=== EXERCISE OBJECTIVE ===
Quote word for word the lines below, beginning with the first and ending with the one that has "const rows = ['c', 'l', '', 'c'];". Drop the pictures.

=== RAW DATA ===
(begin)

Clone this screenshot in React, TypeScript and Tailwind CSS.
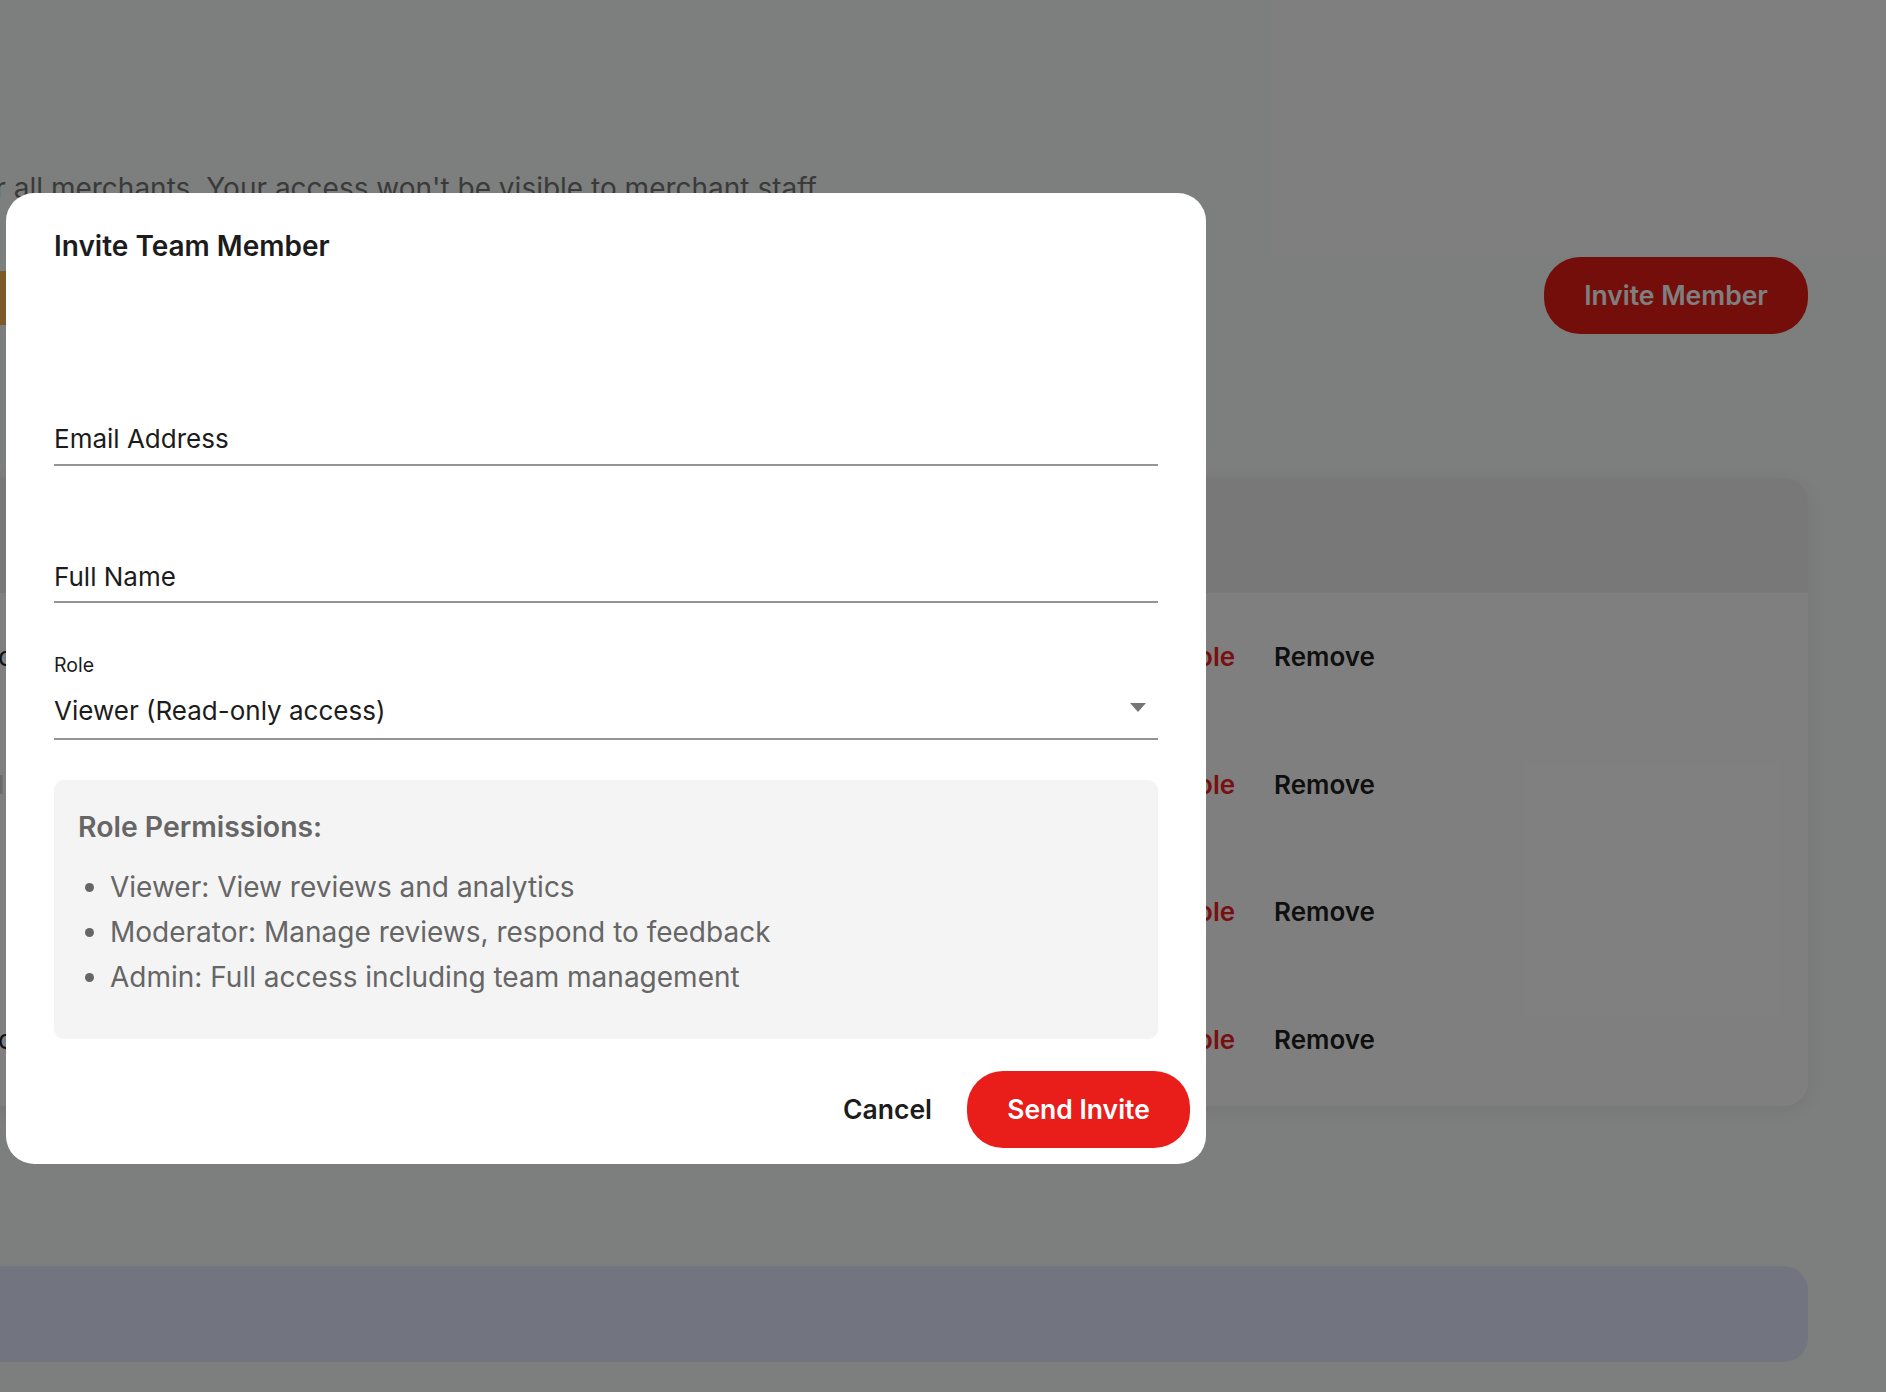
import React from 'react';

const rows = ['c', 'l', '', 'c'];

const Field: React.FC<{ label: string; className: string }> = ({ label, className }) => (
    <div className={`pt-[2px] flex items-center border-b-[2px] border-[#949494] text-[26px] text-[#1c1c1c] ${className}`}>
        {label}
    </div>
);

const App: React.FC = () => {
    return (
        <div className="relative h-[1392px] w-full overflow-hidden bg-[#fbfefc] font-[Inter,sans-serif]">
            {/* page behind the dialog, it runs past the left edge */}
            <div className="flex flex-col ml-[-31px] mr-[78px] pt-[168px]">
                <p className="text-[28px] leading-[40px] text-[#757575] whitespace-nowrap">
                    for all merchants. Your access won't be visible to merchant staff
                </p>
                <div className="flex items-start justify-between mt-[49px]">
                    <div className="w-[200px] h-[54px] mt-[14px] bg-[#fab450]" />
                    <button className="w-[264px] h-[77px] rounded-[36px] bg-[#e71d17] text-white text-[26.5px] font-semibold">
                        Invite Member
                    </button>
                </div>
                <div className="mt-[144px] rounded-[24px] bg-white overflow-hidden shadow-[0_4px_24px_rgba(0,0,0,0.08)]">
                    <div className="h-[115px] bg-[#f0f0f0]" />
                    <div className="pb-[3px]">
                        {rows.map((letter, i) => (
                            <div key={i} className="h-[127.5px] flex items-center justify-between pl-[29px] pr-[433px] text-[26px]">
                                <span className={i === 1 ? 'text-[#d0d0d0]' : 'text-[#1e1e1e]'}>{letter}</span>
                                <div className="flex gap-[39px] font-semibold">
                                    <span className="text-[#f02020]">Change Role</span>
                                    <span className="text-[#1e1e1e]">Remove</span>
                                </div>
                            </div>
                        ))}
                    </div>
                </div>
                <div className="mt-[160px] h-[96px] rounded-[24px] bg-[#e4eaff]" />
            </div>

            {/* modal */}
            <div className="absolute inset-0 bg-black/50">
                <div className="absolute left-[6px] top-[193px] w-[1200px] h-[971px] rounded-[28px] bg-white flex flex-col">
                    <h2 className="pt-[33px] px-[48px] text-[28px] leading-[40px] font-semibold text-[#1c1c1c]">
                        Invite Team Member
                    </h2>
                    <div className="px-[48px] flex flex-col">
                        <Field label="Email Address" className="h-[55px] mt-[145px]" />
                        <Field label="Full Name" className="h-[54px] mt-[83px]" />
                        <label className="mt-[50px] text-[19.5px] leading-[24px] text-[#1c1c1c]">Role</label>
                        <div className="h-[63px] pt-[5px] flex items-center justify-between pr-[12px] border-b-[2px] border-[#949494] text-[26px] text-[#1c1c1c]">
                            <span>Viewer (Read-only access)</span>
                            <svg width="16" height="9" viewBox="0 0 16 9" className="mt-[-6px]">
                                <path d="M0 0h16L8 9z" fill="#767676" />
                            </svg>
                        </div>
                        <div className="mt-[40px] h-[259px] rounded-[10px] bg-[#f4f4f4] pt-[33px] px-[24px] text-[#666666]">
                            <h3 className="text-[28.4px] leading-[28px] font-semibold">Role Permissions:</h3>
                            <ul className="mt-[24px] pl-[32px] list-disc text-[28px] leading-[45px]">
                                <li>Viewer: View reviews and analytics</li>
                                <li>Moderator: Manage reviews, respond to feedback</li>
                                <li>Admin: Full access including team management</li>
                            </ul>
                        </div>
                    </div>
                    <div className="mt-[32px] pr-[16px] flex items-center justify-end gap-[35px] text-[26.5px] font-semibold">
                        <button className="text-[#1c1c1c]">Cancel</button>
                        <button className="w-[223px] h-[77px] rounded-[36px] bg-[#e91d19] text-white">Send Invite</button>
                    </div>
                </div>
            </div>
        </div>
    );
};

export default App;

(end)

=== CORRECT OUTPUT ===
Clone this screenshot in React, TypeScript and Tailwind CSS.
import React from 'react';

const rows = ['c', 'l', '', 'c'];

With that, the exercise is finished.